D’une certaine manière, le péché originel est un adultère, une infidélité non pas envers le conjoint, mais envers Dieu. La trahison se situe sur les plans relationnel et spirituel. L’alliance est rompue. Au lieu de faire confiance à Dieu, l’homme a fait confiance à Satan. L’utilisation du terme yada (connaître) et de ses dérivés est significative. Yada exprime une connaissance profonde. C’est le terme utilisé pour exprimer la relation sexuelle. Au chapitre 4, Eve devient enceinte, dès que « l’homme connut Eve sa femme » (Gn 4.1). Or le fruit interdit vient de l’arbre de la connaissance du bien et du mal. Dieu voulait que l’homme dépende de lui au niveau du comportement. Lorsque Adam et Eve pèchent, « les yeux de tous deux s’ouvrirent ; ils prirent conscience du fait (yada) qu’ils étaient nus » (Gn 3.7). Tous deux sont conscients de leur état de pécheurs, et leur nudité les gêne profondément.

Dans un premier temps, Dieu leur communique le jugement dont ils seront frappés (Gn 3.16-19), mais ensuite, dans sa grâce, il remplace les habits faits de main d’homme par des habits impliquant un sacrifice : « L’Eternel Dieu fit à Adam et à sa femme des habits de peau, dont il les revêtit » (Gn 3.21). C’est le premier sacrifice d’un animal, qui annonce le sacrifice que Jésus offrira pour la rédemption des péchés.

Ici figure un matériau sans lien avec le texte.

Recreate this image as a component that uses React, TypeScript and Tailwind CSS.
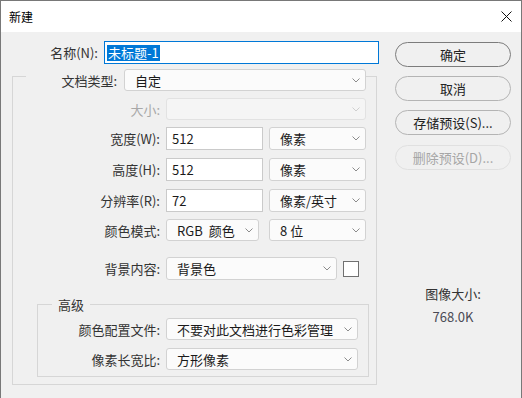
import React from "react";

function Chevron({ muted }: { muted?: boolean }) {
  return (
    <svg width="8" height="5" viewBox="0 0 8 5" className="shrink-0" aria-hidden>
      <path
        d="M0.5 0.5 L4 4 L7.5 0.5"
        fill="none"
        stroke={muted ? "#cfcfcf" : "#8c8c8c"}
        strokeWidth="1"
      />
    </svg>
  );
}

function Select({
  text,
  className,
  disabled,
}: {
  text?: React.ReactNode;
  className: string;
  disabled?: boolean;
}) {
  return (
    <div
      className={
        "flex shrink-0 items-center justify-between rounded-[3px] border pl-[10px] pr-[5px] " +
        (disabled
          ? "border-[#e2e2e2] bg-[#f5f5f5] "
          : "border-[#d2d2d2] bg-[#fbfbfb] text-[#1a1a1a] ") +
        className
      }
    >
      <span className="whitespace-nowrap leading-none">{text}</span>
      <Chevron muted={disabled} />
    </div>
  );
}

function Field({ value, className }: { value: string; className: string }) {
  return (
    <div
      className={
        "flex shrink-0 items-center border border-[#cacaca] bg-white pl-[5px] text-[#1a1a1a] " +
        className
      }
    >
      <span className="leading-none">{value}</span>
    </div>
  );
}

function Label({
  children,
  className,
  disabled,
}: {
  children: React.ReactNode;
  className: string;
  disabled?: boolean;
}) {
  return (
    <span
      className={
        "shrink-0 whitespace-nowrap text-right leading-none " +
        (disabled ? "text-[#a8a8a8] " : "text-[#333] ") +
        className
      }
    >
      {children}
    </span>
  );
}

function Button({
  children,
  className,
  primary,
  disabled,
}: {
  children: React.ReactNode;
  className: string;
  primary?: boolean;
  disabled?: boolean;
}) {
  return (
    <div
      className={
        "flex h-[25px] w-[116px] items-center justify-center rounded-full border bg-[#f0f0f0] leading-none " +
        (primary
          ? "border-[#7c7c7c] text-[#222] "
          : disabled
            ? "border-[#e0e0e0] text-[#a6a6a6] "
            : "border-[#b4b4b4] text-[#222] ") +
        className
      }
    >
      {children}
    </div>
  );
}

export default function App() {
  return (
    <div className="h-[398px] w-[522px] overflow-hidden border-x border-t border-[#787878] bg-[#f0f0f0] font-['Noto_Sans_CJK_SC','Noto_Sans',sans-serif] text-[13px]">
      {/* title bar */}
      <div className="flex h-[31px] items-center justify-between bg-white pl-[8px] pr-[9px]">
        <span className="text-[12px] leading-none text-black">新建</span>
        <svg width="11" height="11" viewBox="0 0 11 11" aria-hidden>
          <path d="M0.5 0.5 L10.5 10.5 M10.5 0.5 L0.5 10.5" stroke="#111" strokeWidth="1" />
        </svg>
      </div>

      <div className="flex">
        {/* left column */}
        <div className="w-[394px] shrink-0">
          <div className="mt-[9px] flex h-[23px] items-center">
            <Label className="w-[97px]">名称(N):</Label>
            <div className="ml-[6px] flex h-[23px] w-[275px] items-center border border-[#0078d7] bg-white pl-[2px]">
              <span className="bg-[#0078d7] px-[1px] py-[1px] leading-[14px] text-white">未标题-1</span>
            </div>
          </div>

          {/* outer group */}
          <div className="ml-[11px] mt-[12px] h-[309px] w-[365px] border border-[#d6d6d6]">
            <div className="-mt-[8px] ml-[13px] flex h-[22px] w-[340px] items-center bg-[#f0f0f0]">
              <Label className="w-[91px]">文档类型:</Label>
              <Select text="自定" className="ml-[7px] h-[22px] w-[242px]" />
            </div>

            <div className="mt-[7px] flex h-[22px] items-center">
              <Label disabled className="w-[147px]">大小:</Label>
              <Select disabled className="ml-[6px] h-[22px] w-[200px]" />
            </div>

            <div className="mt-[7px] flex h-[23px] items-center">
              <Label className="w-[147px]">宽度(W):</Label>
              <Field value="512" className="ml-[6px] h-[23px] w-[97px]" />
              <Select text="像素" className="ml-[6px] h-[23px] w-[97px]" />
            </div>

            <div className="mt-[8px] flex h-[23px] items-center">
              <Label className="w-[147px]">高度(H):</Label>
              <Field value="512" className="ml-[6px] h-[23px] w-[97px]" />
              <Select text="像素" className="ml-[6px] h-[23px] w-[97px]" />
            </div>

            <div className="mt-[8px] flex h-[23px] items-center">
              <Label className="w-[147px]">分辨率(R):</Label>
              <Field value="72" className="ml-[6px] h-[23px] w-[97px]" />
              <Select text="像素/英寸" className="ml-[6px] h-[23px] w-[97px]" />
            </div>

            <div className="mt-[7px] flex h-[22px] items-center">
              <Label className="w-[147px]">颜色模式:</Label>
              <Select
                text={
                  <>
                    RGB<span className="ml-[6px]">颜色</span>
                  </>
                }
                className="ml-[6px] h-[22px] w-[93px]"
              />
              <Select text="8 位" className="ml-[10px] h-[22px] w-[97px]" />
            </div>

            <div className="mt-[16px] flex h-[23px] items-center">
              <Label className="w-[147px]">背景内容:</Label>
              <Select text="背景色" className="ml-[6px] h-[23px] w-[171px]" />
              <div className="ml-[6px] h-[16px] w-[16px] border border-[#707070] bg-white" />
            </div>

            {/* inner group */}
            <div className="ml-[24px] mt-[24px] h-[73px] w-[332px] border border-[#d6d6d6]">
              <div className="-mt-[9px] ml-[14px] flex h-[17px] w-[38px] items-center justify-center bg-[#f0f0f0]">
                <span className="leading-none text-[#333]">高级</span>
              </div>
              <div className="mt-[5px] flex h-[22px] items-center">
                <Label className="w-[122px]">颜色配置文件:</Label>
                <Select text="不要对此文档进行色彩管理" className="ml-[6px] h-[22px] w-[192px]" />
              </div>
              <div className="mt-[8px] flex h-[22px] items-center">
                <Label className="w-[122px]">像素长宽比:</Label>
                <Select text="方形像素" className="ml-[6px] h-[22px] w-[192px]" />
              </div>
            </div>
          </div>
        </div>

        {/* right column */}
        <div className="flex w-[116px] shrink-0 flex-col">
          <Button primary className="mt-[10px]">确定</Button>
          <Button className="mt-[9px]">取消</Button>
          <Button className="mt-[9px]">存储预设(S)...</Button>
          <Button disabled className="mt-[10px]">删除预设(D)...</Button>
          <div className="mt-[115px] text-center leading-[17px] text-[#333]">图像大小:</div>
          <div className="mt-[6px] text-center leading-[17px] text-[#4a4a55]">768.0K</div>
        </div>
      </div>
    </div>
  );
}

Avant de clore ce chapitre, notons encore que, dans le Royaume éternel de Dieu, les hommes ne sont jamais décrits comme étant nus, mais ils sont vêtus d’habits blancs (Ap 3.4-5, 18 ; 6.11 : 7.13-14 ; 22.14). L’innocence est perdue à tout jamais. Par contre, la honte est couverte par le sang du Christ. Dans l’Apocalypse, la dernière référence aux robes lavées est particulièrement intéressante, car les gens ainsi revêtus ont droit « à l’arbre de vie » (Ap 22.14), arbre dont Adam et Eve avaient été privés (Gn 3.22-24).